> [TASK GOAL]: Transcribe all of the data exactly. Omit the pictures.

============================================================

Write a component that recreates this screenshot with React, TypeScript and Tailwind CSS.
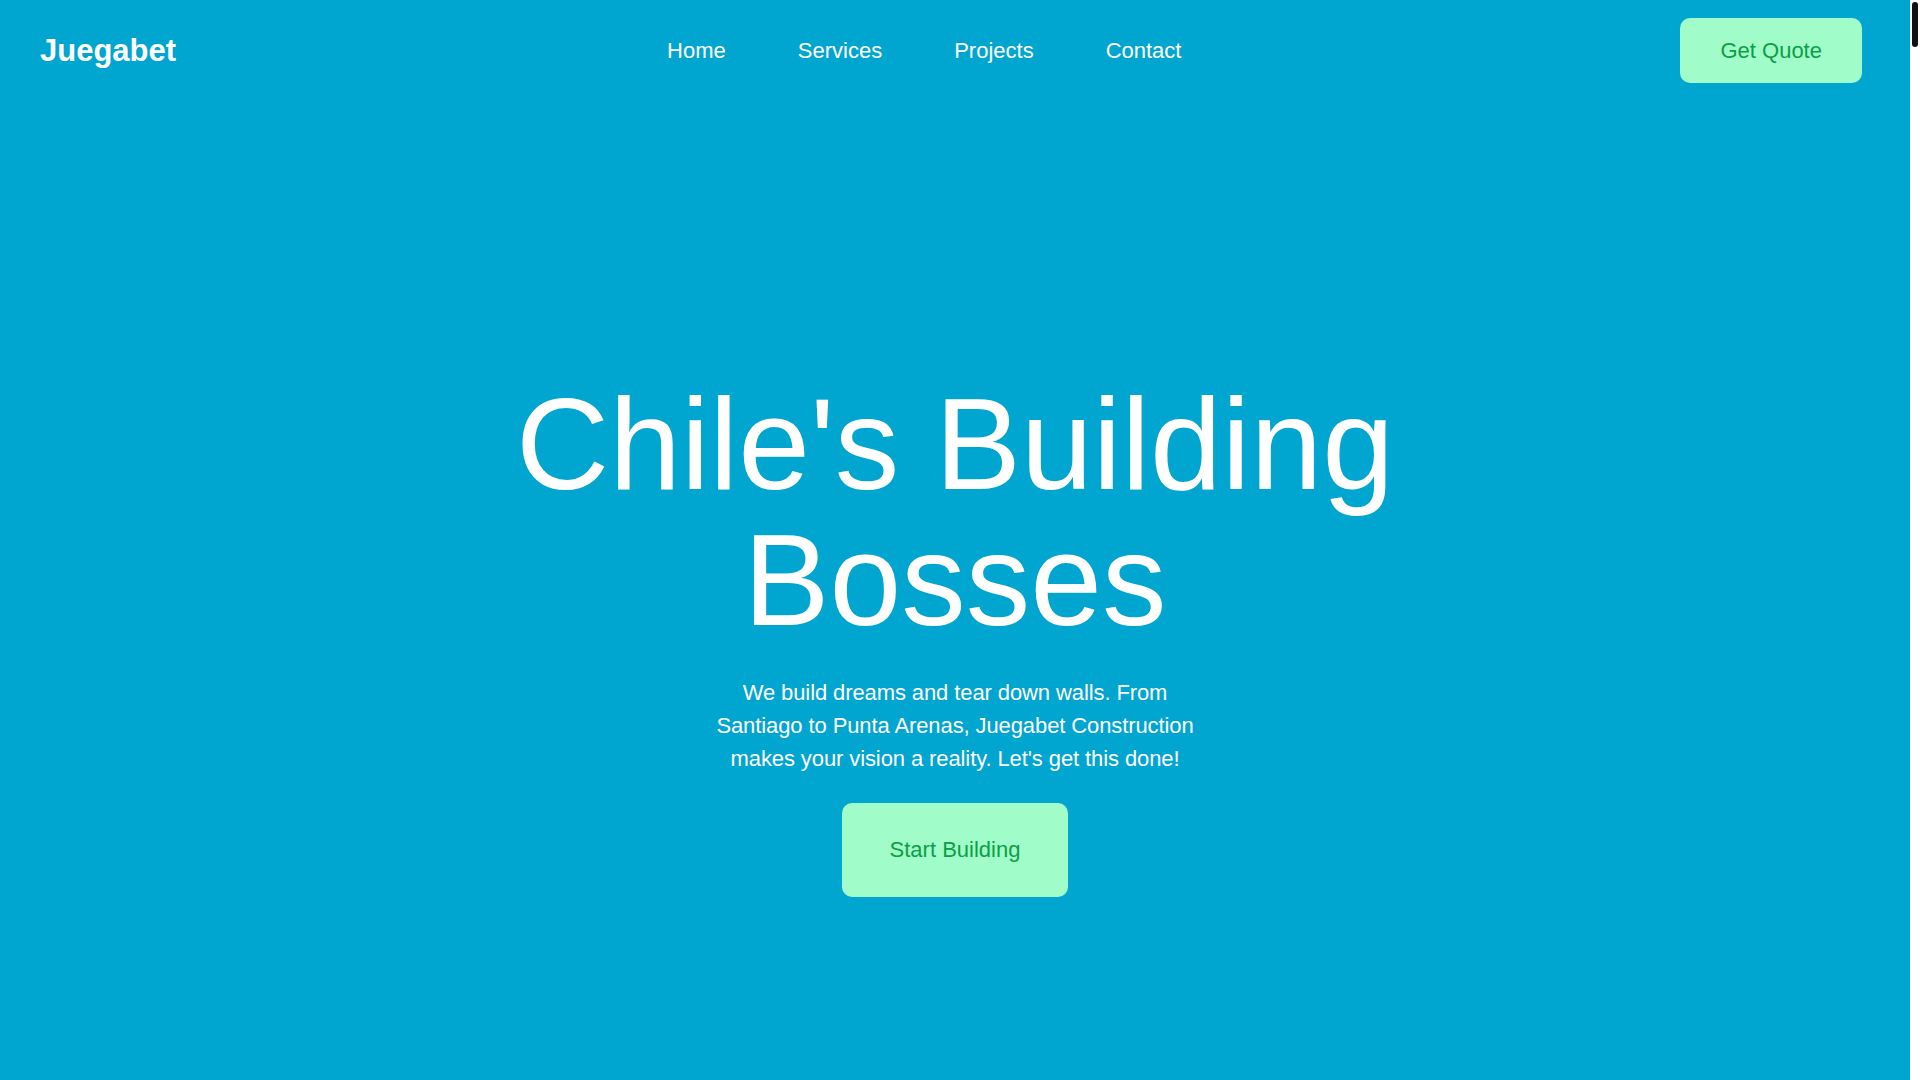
import React from 'react';

const NAV_LINKS = ['Home', 'Services', 'Projects', 'Contact'];

const SERVICES = [
  { title: 'Residential Builds', text: 'Houses and apartments built to last, from foundations to finishing touches.' },
  { title: 'Commercial Projects', text: 'Offices, shops and warehouses delivered on time and on budget.' },
  { title: 'Renovations', text: 'We tear down the old walls and put up something better.' },
];

const PROJECTS = ['Torre Providencia', 'Casa Valparaíso', 'Centro Puerto Montt', 'Bodega Antofagasta'];

// thin custom scroll rail pinned to the right edge
function ScrollRail() {
  return (
    <div className="fixed top-0 right-0 h-screen w-[10px] bg-white">
      <div className="absolute top-[2px] left-[2px] w-[6px] h-[45px] rounded-full bg-[#111]" />
    </div>
  );
}

export default function App() {
  return (
    <div className="pr-[10px] bg-white font-['Liberation_Sans',Arial,sans-serif] text-white">
      <ScrollRail />
      <div className="bg-[#00a5d0]">
        {/* Nav */}
        <nav className="flex items-center justify-between pl-10 pr-12 py-[18px]">
          <a href="#" className="text-[31px] font-bold leading-none">Juegabet</a>
          <div className="flex items-center gap-[72px] text-[22px] mr-2">
            {NAV_LINKS.map(l => (
              <a key={l} href="#" className="hover:text-[#a0fdc9] transition">{l}</a>
            ))}
          </div>
          <button className="px-10 py-5 rounded-[10px] bg-[#a0fdc9] text-[#0b9f47] text-[22px] leading-[25px]">
            Get Quote
          </button>
        </nav>

        {/* Hero */}
        <section className="min-h-screen flex flex-col items-center justify-center text-center px-6 pb-[8px]">
          <h1 className="max-w-[1000px] text-[129px] leading-[1.05] font-normal">Chile's Building Bosses</h1>
          <p className="mt-[28px] max-w-[500px] text-[22px] leading-[33px] tracking-[-0.1px]">
            We build dreams and tear down walls. From Santiago to Punta Arenas, Juegabet Construction makes your vision a reality. Let's get this done!
          </p>
          <button className="mt-7 px-12 py-[34px] leading-[26px] rounded-[10px] bg-[#a0fdc9] text-[#0b9f47] text-[22px]">
            Start Building
          </button>
        </section>

        {/* Services */}
        <section className="min-h-screen px-10 py-24">
          <h2 className="text-6xl text-center mb-16">Services</h2>
          <div className="grid grid-cols-3 gap-8 max-w-6xl mx-auto">
            {SERVICES.map(s => (
              <div key={s.title} className="bg-white/10 rounded-[10px] p-10">
                <h3 className="text-3xl font-bold mb-4">{s.title}</h3>
                <p className="text-[22px] leading-[33px]">{s.text}</p>
              </div>
            ))}
          </div>
        </section>

        {/* Projects */}
        <section className="min-h-screen px-10 py-24">
          <h2 className="text-6xl text-center mb-16">Projects</h2>
          <div className="grid grid-cols-2 gap-8 max-w-6xl mx-auto">
            {PROJECTS.map(p => (
              <div key={p} className="h-72 bg-white/10 rounded-[10px] flex items-end p-8 text-3xl">{p}</div>
            ))}
          </div>
        </section>

        {/* Contact */}
        <section className="min-h-screen px-10 py-24 flex flex-col items-center">
          <h2 className="text-6xl mb-8">Contact</h2>
          <p className="text-[22px] leading-[33px] mb-10">Tell us what you want built.</p>
          <button className="px-12 py-[34px] leading-[26px] rounded-[10px] bg-[#a0fdc9] text-[#0b9f47] text-[22px]">
            Get Quote
          </button>
        </section>

        <footer className="px-10 py-10 text-center text-lg">© Juegabet Construction</footer>
      </div>
    </div>
  );
}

============================================================

> [COMPLETED EXERCISE]:
Write a component that recreates this screenshot with React, TypeScript and Tailwind CSS.
import React from 'react';

const NAV_LINKS = ['Home', 'Services', 'Projects', 'Contact'];

const SERVICES = [
  { title: 'Residential Builds', text: 'Houses and apartments built to last, from foundations to finishing touches.' },
  { title: 'Commercial Projects', text: 'Offices, shops and warehouses delivered on time and on budget.' },
  { title: 'Renovations', text: 'We tear down the old walls and put up something better.' },
];

const PROJECTS = ['Torre Providencia', 'Casa Valparaíso', 'Centro Puerto Montt', 'Bodega Antofagasta'];

// thin custom scroll rail pinned to the right edge
function ScrollRail() {
  return (
    <div className="fixed top-0 right-0 h-screen w-[10px] bg-white">
      <div className="absolute top-[2px] left-[2px] w-[6px] h-[45px] rounded-full bg-[#111]" />
    </div>
  );
}

export default function App() {
  return (
    <div className="pr-[10px] bg-white font-['Liberation_Sans',Arial,sans-serif] text-white">
      <ScrollRail />
      <div className="bg-[#00a5d0]">
        {/* Nav */}
        <nav className="flex items-center justify-between pl-10 pr-12 py-[18px]">
          <a href="#" className="text-[31px] font-bold leading-none">Juegabet</a>
          <div className="flex items-center gap-[72px] text-[22px] mr-2">
            {NAV_LINKS.map(l => (
              <a key={l} href="#" className="hover:text-[#a0fdc9] transition">{l}</a>
            ))}
          </div>
          <button className="px-10 py-5 rounded-[10px] bg-[#a0fdc9] text-[#0b9f47] text-[22px] leading-[25px]">
            Get Quote
          </button>
        </nav>

        {/* Hero */}
        <section className="min-h-screen flex flex-col items-center justify-center text-center px-6 pb-[8px]">
          <h1 className="max-w-[1000px] text-[129px] leading-[1.05] font-normal">Chile's Building Bosses</h1>
          <p className="mt-[28px] max-w-[500px] text-[22px] leading-[33px] tracking-[-0.1px]">
            We build dreams and tear down walls. From Santiago to Punta Arenas, Juegabet Construction makes your vision a reality. Let's get this done!
          </p>
          <button className="mt-7 px-12 py-[34px] leading-[26px] rounded-[10px] bg-[#a0fdc9] text-[#0b9f47] text-[22px]">
            Start Building
          </button>
        </section>

        {/* Services */}
        <section className="min-h-screen px-10 py-24">
          <h2 className="text-6xl text-center mb-16">Services</h2>
          <div className="grid grid-cols-3 gap-8 max-w-6xl mx-auto">
            {SERVICES.map(s => (
              <div key={s.title} className="bg-white/10 rounded-[10px] p-10">
                <h3 className="text-3xl font-bold mb-4">{s.title}</h3>
                <p className="text-[22px] leading-[33px]">{s.text}</p>
              </div>
            ))}
          </div>
        </section>

        {/* Projects */}
        <section className="min-h-screen px-10 py-24">
          <h2 className="text-6xl text-center mb-16">Projects</h2>
          <div className="grid grid-cols-2 gap-8 max-w-6xl mx-auto">
            {PROJECTS.map(p => (
              <div key={p} className="h-72 bg-white/10 rounded-[10px] flex items-end p-8 text-3xl">{p}</div>
            ))}
          </div>
        </section>

        {/* Contact */}
        <section className="min-h-screen px-10 py-24 flex flex-col items-center">
          <h2 className="text-6xl mb-8">Contact</h2>
          <p className="text-[22px] leading-[33px] mb-10">Tell us what you want built.</p>
          <button className="px-12 py-[34px] leading-[26px] rounded-[10px] bg-[#a0fdc9] text-[#0b9f47] text-[22px]">
            Get Quote
          </button>
        </section>

        <footer className="px-10 py-10 text-center text-lg">© Juegabet Construction</footer>
      </div>
    </div>
  );
}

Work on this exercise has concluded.